Establish a background model:

Using K Gaussian distributions as the background, the probability function is shown in Eq. (4): (4)${\displaystyle P\left(X_{i,t+1}\right)=\sum _{i=1}^k{\omega }_{i,t+1}\eta \left(X_{i,t+1};{\mu }_{i,t+1},{\Sigma }_{i,t+1}\right)}$

In the above equation, K is the number of Gaussian models, and its value typically ranges from 3 to 5. X_i,t+1 is the value of the pixel at time t+1. The weight, mean, and covariance of this pixel are represented by, ω_i,t+1, μ_i,t+1,  and Σ_i,t+1, respectively. The Gaussian distribution probability density function η is represented as Eq. (5): (5)${\displaystyle \eta \left(X_{i,t+1};{\mu }_{i,t+1},{\Sigma }_{i,t+1}\right)=\frac{1}{{\left(2\pi \right)}^{n/2}|{\Sigma }_{i,t+1}{|}^{1/2}}{e}^{-\frac{1}{2}{\left(X_{i,t+1}-{\mu }_{i,t+1}\right)}^T{\Sigma }_{i,t+1}^{-1}\left(X_{i,t+1}-{\mu }_{i,t+1}\right)}}$

Model matching: In the generated K single Gaussian models, if the absolute value of the difference between the current pixel value and the mean of a Gaussian distribution is less than the standard deviation σ D times, it can be determined that the two match. D is the deviation threshold, which is one of the basic parameters of the model. It is represented as Eq. (6). (6)${\displaystyle \left|x_t-u_{i,t}\right|<\mathrm{D}{\sigma }_{i,t}}$

Model updating: If the difference between the pixel values at time t and the mean of a certain Gaussian model satisfies Eq. (6), the two values match and the model parameters ω_i,t, μ_i,t, and Σ_i,t are updated using Eqs. (7), (8), (9) and (10). If the two do not match, a new Gaussian model with a smaller weight, larger variance, and a mean of that pixel value is used to update the model with the lowest priority in the old mixed Gaussian model. The following are the updated formulas:

(7)${\displaystyle {\omega }_{i,t+1}=\left(1-\alpha \right){\omega }_{i,t}+\alpha M_{i,t}}$ (8)${\displaystyle \rho =\alpha /{\omega }_{i,t}}$ (9)${\displaystyle {\mu }_{i,t+1}=\left(1-\rho \right){\mu }_{i,t}+\rho X_{i,t}}$ (10)${\displaystyle {\sigma }_{i,t+1}^2=\left(1-\rho \right){\sigma }_{i,t}^2+\rho {\left(X_{i,t+1}-{\mu }_{i,t+1}\right)}^T\left(X_{i,t+1}-{\mu }_{i,t+1}\right)}$

In the above equations, α and ρ are learning rates for weights and means, respectively. If the Gaussian distribution matches, then M_i,t = 1, otherwise M_i,t = 0.
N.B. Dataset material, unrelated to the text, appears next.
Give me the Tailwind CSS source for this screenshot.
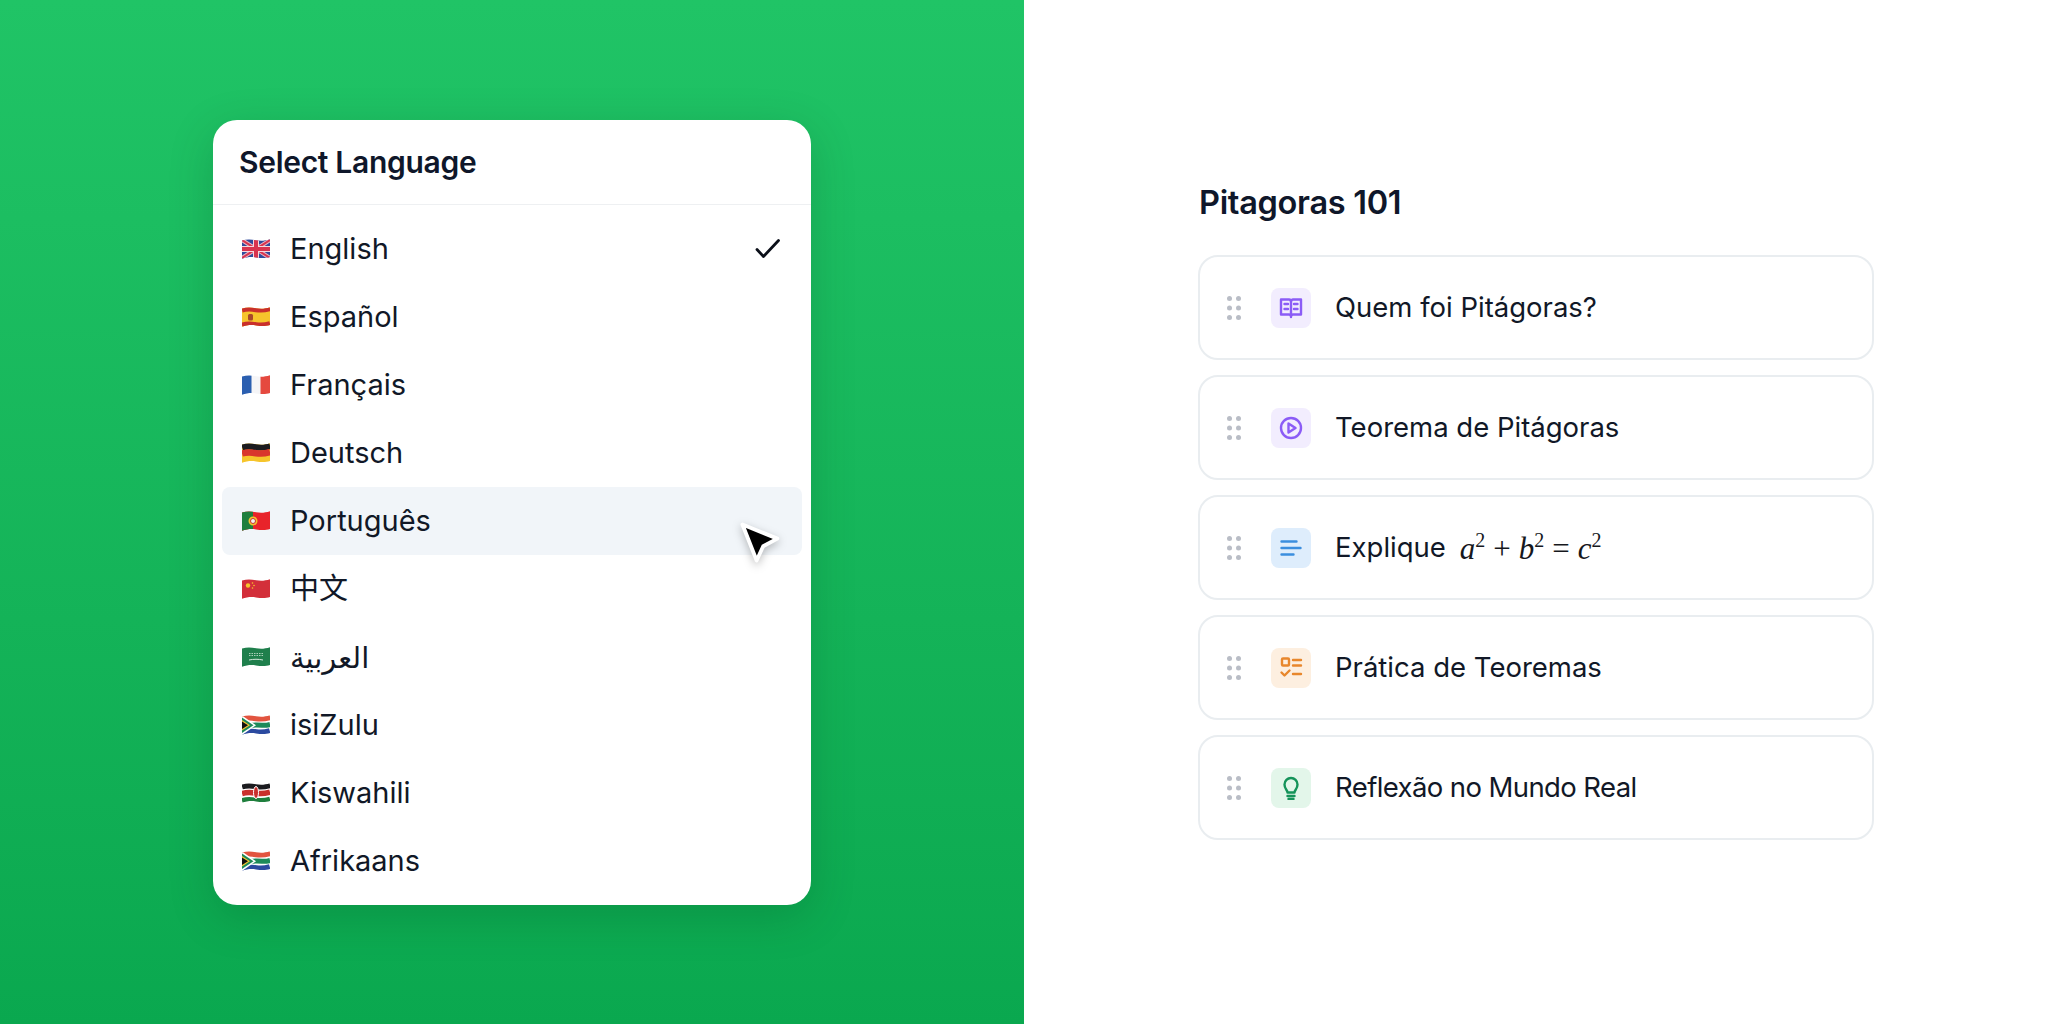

Background model: This step mainly extracts the pixels that best describe the background effect. Sort $\frac{{\omega }_{i,t}}{{\sigma }_{i,t}}$ in descending order and select the first B Gaussian models as the background model. (11)${\displaystyle \mathrm{B}=arg\underset{b}{min}\sum _{i=1}^b{\omega }_{i,t}>T}$

In Eq. (11), the threshold value T represents the proportion of each Gaussian component to the background model, usually taken as 0.75.